The evidence reviewed here suggests that U.S. policies are moving Mexican Americans steadily away from their middle position in the economic hierarchy and toward the formation of a racialized underclass. Segregation levels are rising, discrimination is increasing, poverty is deepening, educational levels are stagnating, and the social safety net has been deliberately poked full of holes to allow immigrants to fall through. Whether or not Mexicans become a new urban underclass remains to be seen; but it is already clear that after occupying a middle socioeconomic position between whites and blacks for generations, the economic fortunes of Mexicans have now fallen to levels at or below those of African Americans.
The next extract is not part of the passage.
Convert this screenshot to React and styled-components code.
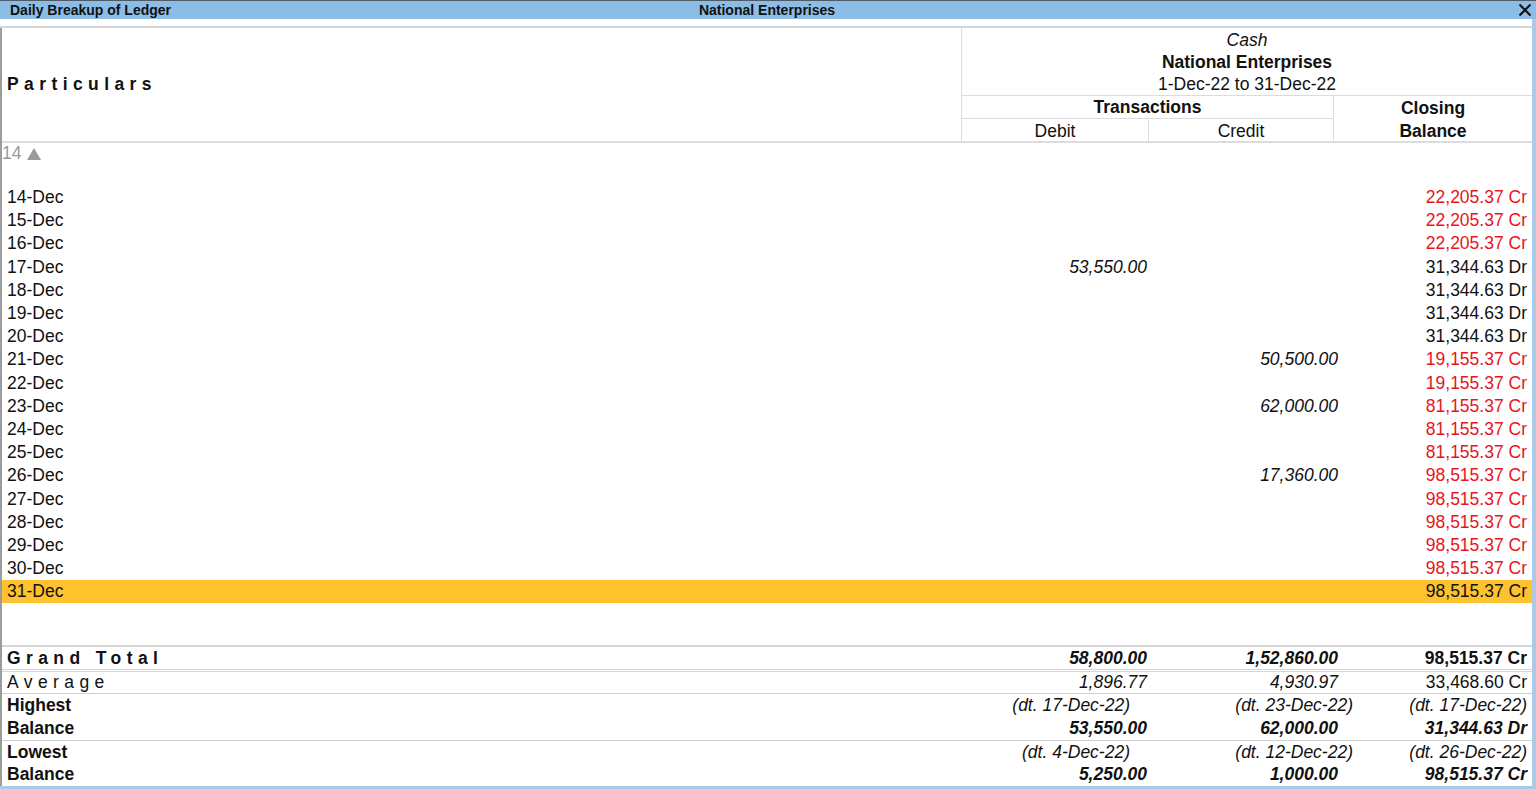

In one critical way, moreover, Mexicans are much worse off than black Americans. Whatever discriminatory barriers African Americans still face, they at least have the legal right to live and work in the United States. In contrast, one-fifth of all Mexican Americans lack any legal claim on American society because they are present without authorization, and this fraction is rising rapidly. If the share of Latinos in undocumented status continues to rise, the resulting underclass will be even “better” than the one that emerged in black inner cities during the 1980s. Not only will its members be exploited and excluded; they will be outside the law itself, deportable at a moment’s notice and perhaps even at serious risk of incarceration for the felonious crime of living and working in the United States without permission.